== TASK ==
Repeat the material verbatim. Images are excluded from the copy.

== STORED DATA ==

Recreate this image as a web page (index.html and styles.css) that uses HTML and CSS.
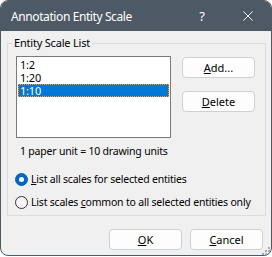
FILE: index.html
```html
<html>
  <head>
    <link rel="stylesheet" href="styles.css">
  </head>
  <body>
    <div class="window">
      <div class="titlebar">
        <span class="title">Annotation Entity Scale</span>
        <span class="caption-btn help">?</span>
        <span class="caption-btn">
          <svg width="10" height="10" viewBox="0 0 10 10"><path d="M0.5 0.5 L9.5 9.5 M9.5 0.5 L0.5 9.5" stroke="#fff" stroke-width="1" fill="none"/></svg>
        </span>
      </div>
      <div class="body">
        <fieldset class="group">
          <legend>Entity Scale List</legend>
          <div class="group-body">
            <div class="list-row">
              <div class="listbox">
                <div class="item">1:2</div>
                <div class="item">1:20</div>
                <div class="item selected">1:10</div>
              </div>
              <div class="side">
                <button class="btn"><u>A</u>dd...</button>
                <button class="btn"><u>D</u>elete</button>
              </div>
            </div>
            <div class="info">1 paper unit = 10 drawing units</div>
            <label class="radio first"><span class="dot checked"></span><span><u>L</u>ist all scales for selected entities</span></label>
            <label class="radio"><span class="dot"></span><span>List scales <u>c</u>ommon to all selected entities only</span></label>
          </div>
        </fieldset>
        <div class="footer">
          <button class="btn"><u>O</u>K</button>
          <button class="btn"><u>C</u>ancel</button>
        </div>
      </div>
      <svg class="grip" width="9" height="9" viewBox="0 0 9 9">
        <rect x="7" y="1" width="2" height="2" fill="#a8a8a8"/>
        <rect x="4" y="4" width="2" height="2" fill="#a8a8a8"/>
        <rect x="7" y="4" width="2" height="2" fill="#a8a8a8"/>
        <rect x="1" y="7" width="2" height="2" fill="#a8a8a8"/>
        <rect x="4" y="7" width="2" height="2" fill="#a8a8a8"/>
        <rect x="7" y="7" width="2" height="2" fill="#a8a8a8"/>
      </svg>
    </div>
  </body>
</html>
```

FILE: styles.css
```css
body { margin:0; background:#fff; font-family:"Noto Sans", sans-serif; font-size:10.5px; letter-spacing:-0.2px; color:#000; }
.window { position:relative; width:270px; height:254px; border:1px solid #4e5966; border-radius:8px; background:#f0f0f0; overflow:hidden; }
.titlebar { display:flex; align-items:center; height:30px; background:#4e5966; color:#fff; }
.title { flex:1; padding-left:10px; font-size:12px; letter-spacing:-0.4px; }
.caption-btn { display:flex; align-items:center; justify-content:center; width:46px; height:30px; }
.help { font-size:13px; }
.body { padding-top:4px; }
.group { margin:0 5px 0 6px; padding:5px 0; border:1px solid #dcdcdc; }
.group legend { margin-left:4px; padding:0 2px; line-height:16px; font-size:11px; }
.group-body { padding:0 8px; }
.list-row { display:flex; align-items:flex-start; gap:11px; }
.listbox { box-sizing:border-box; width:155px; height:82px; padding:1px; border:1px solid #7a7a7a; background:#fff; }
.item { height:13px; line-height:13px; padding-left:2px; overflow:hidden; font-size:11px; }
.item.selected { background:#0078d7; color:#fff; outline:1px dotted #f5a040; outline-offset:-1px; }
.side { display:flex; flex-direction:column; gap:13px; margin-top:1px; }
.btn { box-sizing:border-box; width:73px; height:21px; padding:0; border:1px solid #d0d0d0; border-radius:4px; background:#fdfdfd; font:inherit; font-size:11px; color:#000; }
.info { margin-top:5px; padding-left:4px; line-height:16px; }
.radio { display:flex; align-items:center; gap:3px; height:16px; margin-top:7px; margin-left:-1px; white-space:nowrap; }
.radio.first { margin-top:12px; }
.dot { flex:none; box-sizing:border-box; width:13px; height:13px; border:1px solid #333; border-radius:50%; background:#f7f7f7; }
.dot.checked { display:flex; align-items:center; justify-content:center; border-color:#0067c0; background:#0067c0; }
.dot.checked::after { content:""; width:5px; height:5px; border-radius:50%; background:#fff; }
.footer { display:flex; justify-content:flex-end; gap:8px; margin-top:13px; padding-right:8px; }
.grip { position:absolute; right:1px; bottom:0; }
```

== OUTPUT FOR THIS TASK ==
Recreate this image as a web page (index.html and styles.css) that uses HTML and CSS.
FILE: index.html
```html
<html>
  <head>
    <link rel="stylesheet" href="styles.css">
  </head>
  <body>
    <div class="window">
      <div class="titlebar">
        <span class="title">Annotation Entity Scale</span>
        <span class="caption-btn help">?</span>
        <span class="caption-btn">
          <svg width="10" height="10" viewBox="0 0 10 10"><path d="M0.5 0.5 L9.5 9.5 M9.5 0.5 L0.5 9.5" stroke="#fff" stroke-width="1" fill="none"/></svg>
        </span>
      </div>
      <div class="body">
        <fieldset class="group">
          <legend>Entity Scale List</legend>
          <div class="group-body">
            <div class="list-row">
              <div class="listbox">
                <div class="item">1:2</div>
                <div class="item">1:20</div>
                <div class="item selected">1:10</div>
              </div>
              <div class="side">
                <button class="btn"><u>A</u>dd...</button>
                <button class="btn"><u>D</u>elete</button>
              </div>
            </div>
            <div class="info">1 paper unit = 10 drawing units</div>
            <label class="radio first"><span class="dot checked"></span><span><u>L</u>ist all scales for selected entities</span></label>
            <label class="radio"><span class="dot"></span><span>List scales <u>c</u>ommon to all selected entities only</span></label>
          </div>
        </fieldset>
        <div class="footer">
          <button class="btn"><u>O</u>K</button>
          <button class="btn"><u>C</u>ancel</button>
        </div>
      </div>
      <svg class="grip" width="9" height="9" viewBox="0 0 9 9">
        <rect x="7" y="1" width="2" height="2" fill="#a8a8a8"/>
        <rect x="4" y="4" width="2" height="2" fill="#a8a8a8"/>
        <rect x="7" y="4" width="2" height="2" fill="#a8a8a8"/>
        <rect x="1" y="7" width="2" height="2" fill="#a8a8a8"/>
        <rect x="4" y="7" width="2" height="2" fill="#a8a8a8"/>
        <rect x="7" y="7" width="2" height="2" fill="#a8a8a8"/>
      </svg>
    </div>
  </body>
</html>
```

FILE: styles.css
```css
body { margin:0; background:#fff; font-family:"Noto Sans", sans-serif; font-size:10.5px; letter-spacing:-0.2px; color:#000; }
.window { position:relative; width:270px; height:254px; border:1px solid #4e5966; border-radius:8px; background:#f0f0f0; overflow:hidden; }
.titlebar { display:flex; align-items:center; height:30px; background:#4e5966; color:#fff; }
.title { flex:1; padding-left:10px; font-size:12px; letter-spacing:-0.4px; }
.caption-btn { display:flex; align-items:center; justify-content:center; width:46px; height:30px; }
.help { font-size:13px; }
.body { padding-top:4px; }
.group { margin:0 5px 0 6px; padding:5px 0; border:1px solid #dcdcdc; }
.group legend { margin-left:4px; padding:0 2px; line-height:16px; font-size:11px; }
.group-body { padding:0 8px; }
.list-row { display:flex; align-items:flex-start; gap:11px; }
.listbox { box-sizing:border-box; width:155px; height:82px; padding:1px; border:1px solid #7a7a7a; background:#fff; }
.item { height:13px; line-height:13px; padding-left:2px; overflow:hidden; font-size:11px; }
.item.selected { background:#0078d7; color:#fff; outline:1px dotted #f5a040; outline-offset:-1px; }
.side { display:flex; flex-direction:column; gap:13px; margin-top:1px; }
.btn { box-sizing:border-box; width:73px; height:21px; padding:0; border:1px solid #d0d0d0; border-radius:4px; background:#fdfdfd; font:inherit; font-size:11px; color:#000; }
.info { margin-top:5px; padding-left:4px; line-height:16px; }
.radio { display:flex; align-items:center; gap:3px; height:16px; margin-top:7px; margin-left:-1px; white-space:nowrap; }
.radio.first { margin-top:12px; }
.dot { flex:none; box-sizing:border-box; width:13px; height:13px; border:1px solid #333; border-radius:50%; background:#f7f7f7; }
.dot.checked { display:flex; align-items:center; justify-content:center; border-color:#0067c0; background:#0067c0; }
.dot.checked::after { content:""; width:5px; height:5px; border-radius:50%; background:#fff; }
.footer { display:flex; justify-content:flex-end; gap:8px; margin-top:13px; padding-right:8px; }
.grip { position:absolute; right:1px; bottom:0; }
```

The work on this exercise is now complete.